Still, none of those documented connections – between CAIR and a Hamas support network, and between CAIR and the NCCM – has proven sufficient to get the Ottawa Police Service's attention. In 2005 testimony before a Senate committee, then-Chief Vince Bevin said CAIR conducted training sessions "about cultural issues" for his officers multiple times a year.
It is unclear whether those sessions ever stopped.
The problem with Friday's CPO program, and with the Ottawa police attitude in general, Raza told the Investigative Project on Terrorism in an email, is that participants will get a skewed perspective.
Raza is a member of several Muslim organizations that do not share CAIR's Islamist ideology. Among them, Muslims Facing Tomorrow advocates for "the views of Muslims who believe Islam is open to reform and to new ideas in the advancement of human knowledge, and who oppose extremism in all forms in the name of Islam or any other faith-tradition." He also is part of the Muslim Reform Movement, which includes Canadians and Americans who fight for "a respectful, merciful and inclusive interpretation of Islam" and reject "interpretations of Islam that call for any violence, social injustice and politicized Islam."
In contrast, CAIR and the NCCM do not address reform and Islamism in any direct fashion, so if the only Muslims consulted by government agencies are from such groups, Raza said, the message is limited.
"We find their activities at best shady and mis-leading for the Muslim population of Canada," he said.
As is the case in the United States, Jews are targeted more often by hate crimes – most recently, Ottawa saw three incidents in one week. But in Ottawa, a variety of religious institutions have been defaced by graffiti, including swastikas and racist slurs since the hate crimes program was announced. That includes the city's largest mosque, and a church whose pastor is among Friday's panelists.
Thus far, the CPO and the Ottawa police have exhibited little interest in opening their outreach to hear more varied opinions, Raza said.
Social media sites operated by the Ottawa Police's Diversity Unit exemplify this point. It re-posts Twitter comments by the NCCM and Elghawaby, including a Nov. 10 link to an article about the murder of three Muslims in North Carolina that is cast as an act of Islamophobia. Local police say they have found no evidence to substantiate that claim.
In October, the diversity unit promoted a partisan political ad for Hillary Clinton featuring Khizr Khan, whose son, U.S. Army Capt. Humayun Khan, died protecting his comrades from a 2004 car bombing in Iraq. It's one thing to promote the Khan family's story, and examples are easily found, but the Ottawa police chose to take sides in the election cycle of its neighboring country.

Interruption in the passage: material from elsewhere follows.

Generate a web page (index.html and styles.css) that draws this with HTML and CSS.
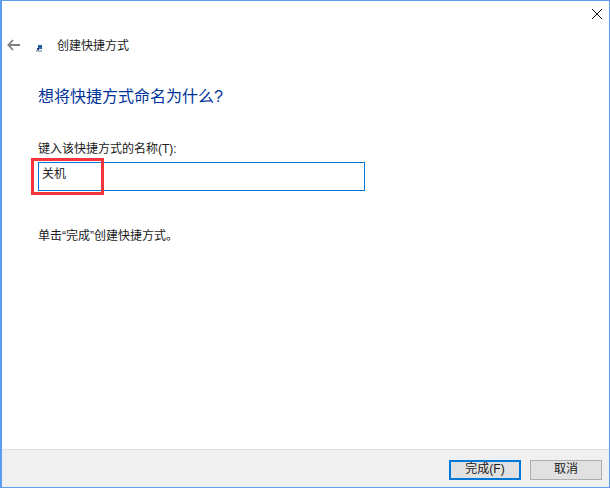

The CPO has a three-person staff, one of whom touts his work with the NCCM in his biography. Given that, and the NCCM's desire to maintain a monopoly on the public discourse about Muslims in Canada, it is clear that dissenting voices like Raza's would have difficulty gaining traction.
That, Raza argued, is not in the public's interest. He is not trying to silence anyone else. But in programs which value diversity, he believes diversity of opinion is lacking.
"There is a serious problem of a global jihadist insurgency and we have to name radical Islam as the main culprit. They are not going to get this conversation going with NCCM types because they are on the defensive," he said. "If these institutions are going to reach out to the likes of NCCM (which obviously they are free to do) they should also have progressive and reform minded Muslims at the table so they get a balanced perspective."